Alors une entreprise libérée, c'est quoi ? A l'origine, il y a une vision incarnée par un leader. Des valeurs partagées soudent la communauté à un projet commun. A la critique de toutes formes de hiérarchie et de contrôle, répondent l'exaltation de l'initiative et la subsidiarité comme viatique vers l’agilité.

L'entreprise libérée brouille les cartes. Aux configurations de Mintzberg - par exemple -, elle emprunte à l'Autocratie son gourou fondateur/leader "libérateur", à celle de l'Adhocratie ses experts, ses projets et sa flexibilité, - et, à la structure Missionnaire, le dévouement à une mission avec, comme mode principal de coordination, la primauté donnée aux "ajustements mutuels" .
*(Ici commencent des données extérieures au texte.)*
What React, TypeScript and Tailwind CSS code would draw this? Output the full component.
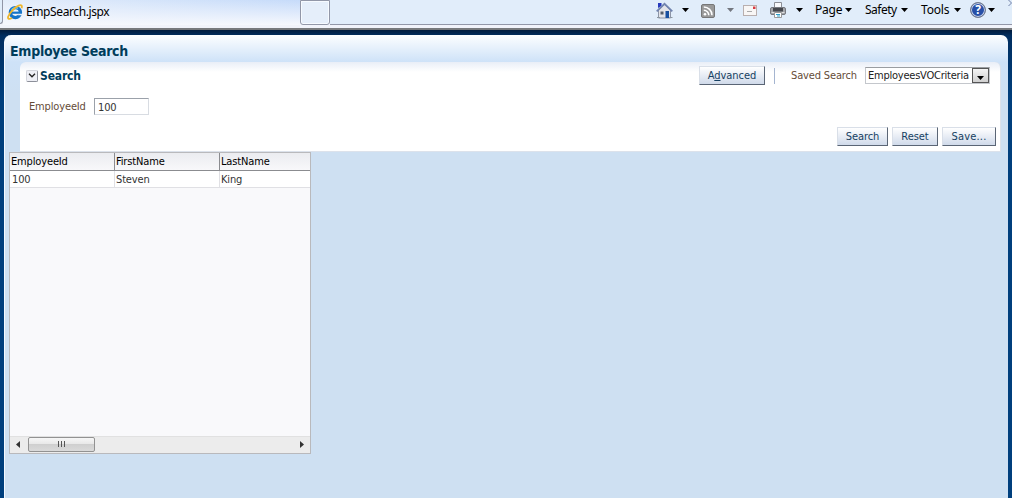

A ce stade, une confusion peut déjà être démêlée. Si l’auto-organisation implique que des "agents" autonomes agissent à partir de lois qu’ils se donnent en l’absence de références externes, il paraît évident que l’entreprise libérée ne relève pas de cette dynamique. Ce modèle managérial met en scène des individus dont les actions, choisies collectivement, se réfèrent à une mission qui leur préexistait. L’ordre est déjà là, donné de l’extérieur.

Pour mieux apprécier encore le décalage avec la dynamique d'un système auto-organisé prenons le cas simple d'une foule piétonnière.
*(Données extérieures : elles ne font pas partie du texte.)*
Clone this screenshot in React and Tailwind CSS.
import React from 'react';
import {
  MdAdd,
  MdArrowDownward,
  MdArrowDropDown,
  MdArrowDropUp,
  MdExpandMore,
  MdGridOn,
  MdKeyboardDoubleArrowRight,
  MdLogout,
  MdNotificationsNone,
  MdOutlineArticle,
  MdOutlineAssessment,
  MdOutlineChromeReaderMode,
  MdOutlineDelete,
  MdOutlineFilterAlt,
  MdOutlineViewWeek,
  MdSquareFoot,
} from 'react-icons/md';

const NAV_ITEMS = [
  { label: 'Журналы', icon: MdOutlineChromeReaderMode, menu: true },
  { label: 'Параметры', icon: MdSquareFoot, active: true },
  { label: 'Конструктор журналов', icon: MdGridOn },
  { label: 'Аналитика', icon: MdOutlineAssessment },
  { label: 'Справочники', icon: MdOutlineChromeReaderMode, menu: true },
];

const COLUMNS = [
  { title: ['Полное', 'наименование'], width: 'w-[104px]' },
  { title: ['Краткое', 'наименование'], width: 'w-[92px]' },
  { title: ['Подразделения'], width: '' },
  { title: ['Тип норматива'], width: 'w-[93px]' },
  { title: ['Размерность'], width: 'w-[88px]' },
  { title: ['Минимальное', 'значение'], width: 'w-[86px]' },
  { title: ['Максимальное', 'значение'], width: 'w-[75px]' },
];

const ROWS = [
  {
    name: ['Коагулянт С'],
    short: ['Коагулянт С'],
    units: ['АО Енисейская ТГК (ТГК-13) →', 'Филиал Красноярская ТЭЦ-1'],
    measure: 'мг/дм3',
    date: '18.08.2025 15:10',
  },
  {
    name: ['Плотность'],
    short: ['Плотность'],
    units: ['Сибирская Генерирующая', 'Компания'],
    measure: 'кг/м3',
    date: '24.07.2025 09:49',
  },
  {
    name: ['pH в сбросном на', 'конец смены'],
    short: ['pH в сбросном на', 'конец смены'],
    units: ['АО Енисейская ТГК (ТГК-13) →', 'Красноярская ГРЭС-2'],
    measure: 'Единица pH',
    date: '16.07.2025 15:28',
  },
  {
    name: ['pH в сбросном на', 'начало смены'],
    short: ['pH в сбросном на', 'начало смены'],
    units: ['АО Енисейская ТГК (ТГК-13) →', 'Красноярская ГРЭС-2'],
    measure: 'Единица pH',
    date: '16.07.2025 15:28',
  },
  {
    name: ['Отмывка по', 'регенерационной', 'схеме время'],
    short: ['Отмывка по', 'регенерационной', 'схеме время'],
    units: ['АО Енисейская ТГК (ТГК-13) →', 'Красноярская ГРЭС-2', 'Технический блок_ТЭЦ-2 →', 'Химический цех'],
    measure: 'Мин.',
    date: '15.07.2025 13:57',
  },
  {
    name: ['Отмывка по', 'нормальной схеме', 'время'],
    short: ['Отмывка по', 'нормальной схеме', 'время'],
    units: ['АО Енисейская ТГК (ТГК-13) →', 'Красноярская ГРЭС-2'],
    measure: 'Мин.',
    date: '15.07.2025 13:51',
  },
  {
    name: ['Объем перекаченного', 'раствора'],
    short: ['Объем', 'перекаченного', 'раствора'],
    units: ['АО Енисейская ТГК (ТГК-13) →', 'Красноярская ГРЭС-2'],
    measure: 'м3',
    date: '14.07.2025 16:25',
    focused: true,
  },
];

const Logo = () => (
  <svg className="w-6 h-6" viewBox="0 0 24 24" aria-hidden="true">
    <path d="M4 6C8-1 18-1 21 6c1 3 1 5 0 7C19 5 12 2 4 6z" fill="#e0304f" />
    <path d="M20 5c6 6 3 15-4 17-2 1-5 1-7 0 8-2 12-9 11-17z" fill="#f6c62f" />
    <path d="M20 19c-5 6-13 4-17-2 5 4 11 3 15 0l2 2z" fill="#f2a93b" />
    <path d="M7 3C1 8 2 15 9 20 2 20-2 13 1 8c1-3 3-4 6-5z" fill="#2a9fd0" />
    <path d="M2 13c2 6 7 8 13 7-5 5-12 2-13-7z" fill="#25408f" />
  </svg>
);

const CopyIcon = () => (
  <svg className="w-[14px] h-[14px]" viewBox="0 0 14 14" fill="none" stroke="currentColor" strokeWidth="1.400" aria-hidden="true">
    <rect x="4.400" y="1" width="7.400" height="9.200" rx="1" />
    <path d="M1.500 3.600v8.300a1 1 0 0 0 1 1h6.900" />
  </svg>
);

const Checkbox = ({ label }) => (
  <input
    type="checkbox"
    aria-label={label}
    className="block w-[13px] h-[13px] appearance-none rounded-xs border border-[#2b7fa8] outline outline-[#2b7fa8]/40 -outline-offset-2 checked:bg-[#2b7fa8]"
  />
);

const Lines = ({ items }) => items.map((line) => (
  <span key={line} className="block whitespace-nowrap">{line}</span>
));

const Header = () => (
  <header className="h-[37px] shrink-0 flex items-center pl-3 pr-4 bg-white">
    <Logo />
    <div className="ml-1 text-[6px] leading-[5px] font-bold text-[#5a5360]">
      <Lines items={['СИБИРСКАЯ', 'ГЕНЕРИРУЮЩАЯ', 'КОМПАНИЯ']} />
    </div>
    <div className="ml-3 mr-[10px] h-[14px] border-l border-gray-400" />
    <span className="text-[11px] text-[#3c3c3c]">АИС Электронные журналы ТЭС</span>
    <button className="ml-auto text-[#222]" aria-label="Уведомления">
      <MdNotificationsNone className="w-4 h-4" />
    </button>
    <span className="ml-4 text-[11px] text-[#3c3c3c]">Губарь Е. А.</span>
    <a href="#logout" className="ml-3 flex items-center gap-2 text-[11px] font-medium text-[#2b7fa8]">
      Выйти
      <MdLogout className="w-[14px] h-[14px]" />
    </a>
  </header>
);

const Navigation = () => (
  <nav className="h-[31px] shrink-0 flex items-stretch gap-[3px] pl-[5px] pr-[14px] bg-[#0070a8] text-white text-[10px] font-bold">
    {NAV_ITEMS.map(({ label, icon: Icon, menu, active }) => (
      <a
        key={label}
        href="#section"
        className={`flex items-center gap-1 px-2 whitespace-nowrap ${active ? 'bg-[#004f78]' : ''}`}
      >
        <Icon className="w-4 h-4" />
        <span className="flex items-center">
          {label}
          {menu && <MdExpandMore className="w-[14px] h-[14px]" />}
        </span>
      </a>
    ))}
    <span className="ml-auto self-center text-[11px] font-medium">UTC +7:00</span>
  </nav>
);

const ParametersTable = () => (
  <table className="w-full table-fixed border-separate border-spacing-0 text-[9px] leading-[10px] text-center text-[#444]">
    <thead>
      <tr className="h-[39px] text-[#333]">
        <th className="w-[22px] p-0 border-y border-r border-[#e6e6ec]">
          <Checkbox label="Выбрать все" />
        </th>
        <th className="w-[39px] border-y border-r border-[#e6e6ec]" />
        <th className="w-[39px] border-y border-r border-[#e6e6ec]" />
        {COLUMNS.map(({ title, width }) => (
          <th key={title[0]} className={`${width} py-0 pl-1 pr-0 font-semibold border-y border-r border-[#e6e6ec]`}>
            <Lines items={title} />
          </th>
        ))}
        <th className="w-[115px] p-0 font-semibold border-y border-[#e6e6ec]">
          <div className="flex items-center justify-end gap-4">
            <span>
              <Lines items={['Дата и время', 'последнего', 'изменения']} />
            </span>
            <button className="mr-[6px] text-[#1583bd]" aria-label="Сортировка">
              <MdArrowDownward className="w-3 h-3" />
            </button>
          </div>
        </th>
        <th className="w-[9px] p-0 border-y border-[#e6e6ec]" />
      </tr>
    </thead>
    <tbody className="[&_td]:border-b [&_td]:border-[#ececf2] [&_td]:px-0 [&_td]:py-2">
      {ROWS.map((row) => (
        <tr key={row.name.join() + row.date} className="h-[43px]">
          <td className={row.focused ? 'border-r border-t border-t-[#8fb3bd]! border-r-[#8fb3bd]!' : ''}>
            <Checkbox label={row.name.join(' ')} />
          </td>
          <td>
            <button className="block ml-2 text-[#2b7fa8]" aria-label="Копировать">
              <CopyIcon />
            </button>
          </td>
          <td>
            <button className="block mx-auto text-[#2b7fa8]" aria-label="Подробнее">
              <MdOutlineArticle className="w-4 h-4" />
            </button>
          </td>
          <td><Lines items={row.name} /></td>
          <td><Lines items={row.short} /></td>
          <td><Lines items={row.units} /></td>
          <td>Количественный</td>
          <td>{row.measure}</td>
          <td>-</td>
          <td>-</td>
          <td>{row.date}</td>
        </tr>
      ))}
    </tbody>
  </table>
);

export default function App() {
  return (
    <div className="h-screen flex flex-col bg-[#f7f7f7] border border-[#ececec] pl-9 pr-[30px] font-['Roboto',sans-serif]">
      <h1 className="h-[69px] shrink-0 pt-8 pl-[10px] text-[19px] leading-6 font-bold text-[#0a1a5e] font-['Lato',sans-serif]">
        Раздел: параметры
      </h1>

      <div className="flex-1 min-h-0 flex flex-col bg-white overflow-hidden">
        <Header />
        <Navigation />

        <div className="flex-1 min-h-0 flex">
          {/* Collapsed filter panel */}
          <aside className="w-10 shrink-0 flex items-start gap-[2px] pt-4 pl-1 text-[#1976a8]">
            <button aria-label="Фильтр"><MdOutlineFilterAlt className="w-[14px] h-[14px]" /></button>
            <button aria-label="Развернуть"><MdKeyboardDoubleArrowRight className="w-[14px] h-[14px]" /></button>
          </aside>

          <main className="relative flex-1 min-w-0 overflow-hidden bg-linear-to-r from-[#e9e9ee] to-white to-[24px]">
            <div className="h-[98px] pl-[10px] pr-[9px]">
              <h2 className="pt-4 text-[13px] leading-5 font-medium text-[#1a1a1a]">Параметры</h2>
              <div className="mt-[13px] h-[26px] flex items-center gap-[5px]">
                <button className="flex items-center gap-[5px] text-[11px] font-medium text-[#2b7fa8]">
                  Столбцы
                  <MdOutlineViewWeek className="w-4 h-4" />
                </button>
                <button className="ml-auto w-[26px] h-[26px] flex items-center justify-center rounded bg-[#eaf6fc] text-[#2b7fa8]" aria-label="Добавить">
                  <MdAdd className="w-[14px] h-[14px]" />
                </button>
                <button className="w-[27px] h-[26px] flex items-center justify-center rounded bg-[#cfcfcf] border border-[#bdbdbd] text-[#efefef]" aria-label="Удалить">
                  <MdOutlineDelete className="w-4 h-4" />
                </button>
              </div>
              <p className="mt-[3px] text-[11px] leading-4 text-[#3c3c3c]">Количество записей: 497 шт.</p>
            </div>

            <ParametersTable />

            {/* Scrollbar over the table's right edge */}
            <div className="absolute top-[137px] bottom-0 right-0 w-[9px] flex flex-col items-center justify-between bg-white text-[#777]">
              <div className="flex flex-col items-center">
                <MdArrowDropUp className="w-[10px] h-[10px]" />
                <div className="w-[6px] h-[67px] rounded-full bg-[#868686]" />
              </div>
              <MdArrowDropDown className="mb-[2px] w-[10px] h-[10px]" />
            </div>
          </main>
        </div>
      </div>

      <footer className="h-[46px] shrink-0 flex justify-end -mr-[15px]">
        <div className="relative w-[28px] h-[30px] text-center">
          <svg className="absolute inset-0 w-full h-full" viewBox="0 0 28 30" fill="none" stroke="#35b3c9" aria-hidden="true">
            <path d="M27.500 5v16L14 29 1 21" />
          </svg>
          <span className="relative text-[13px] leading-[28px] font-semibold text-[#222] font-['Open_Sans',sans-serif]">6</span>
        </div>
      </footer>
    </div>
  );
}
Quand on laisse une foule libre de se former, il est fréquent de constater que le flot des piétons se scinde spontanément en deux lignes de piétons progressant en direction opposée ; l'une occupant une moitié du trottoir tandis que l'autre se réservant l'autre moitié. Nos trottoirs parisiens, les allées de nos Grands Magasins, les couloirs du métro en sont les témoins et encouragent la formation de files disciplinées. Sans que les piétons n’en aient formés le projet mais sans jamais pour autant cessés d'en être les protagonistes, une organisation collective plutôt intelligente émerge. Elle est un effet de composition de règles locales d'évitement répétées de proche en proche. L'une des conséquences de la répétition de cette règle simple est d'améliorer la qualité du trafic en réduisant notamment les risques de collision - http://bit.ly/2eDO584 -. Ce pattern collectif forme une solution plutôt efficace à un problème de coordination. Il s'agit d'une forme auto-organisée qui ne dépend pas d'une volonté externe ou d'une décision centralisée. Cette organisation ne provient pas de forces extérieures mais de l’interaction de ses éléments. L'ordre est produit de l'intérieur : les files de piétons émergent des interactions locales entre les individus. Chaque piéton poursuit son but même s'il demeure rigidement connecté aux comportements de ses proches voisins. Nous sommes ici en présence d'une multitude de décisions décentralisées qui se reconfigurent de gré à gré par des personnes qui ignorent au final à quoi ressemble une bonne façon de circuler. Ils marchent. Les piétons décident dans l'instant ce qu'ils font en coordination avec tous les autres et contribuent ainsi à l'émergence d'un ordre qui aurait pu être tout autre.

Avec l'auto-organisation, il n'y a donc aucun projet commun partagé, aucune valeur ne soude le collectif : les piétons ne règlent leur course sur aucun récit, aucun vote, aucun consentement ou délibération. L'entreprise libérée ne relève pas de l'auto-organisation. En surplomb, il existe toujours un projet fondateur, un récit, un projet qui est interprété. La concertation et l’orientation vers un but collectif sont les traits de l'autogestion non de l'auto-organisation. Chacun oriente ses transactions, régule ses échanges et collabore sur la base d'une idée que tous se font du résultat collectif à atteindre. Distinguons donc l’autogestion de l’auto-organisation qui en est l'exact contraire : l'auto-organisation produit du nouveau, de l’imprévisible, de la nouveauté, l'autogestion vise à la conservation du système.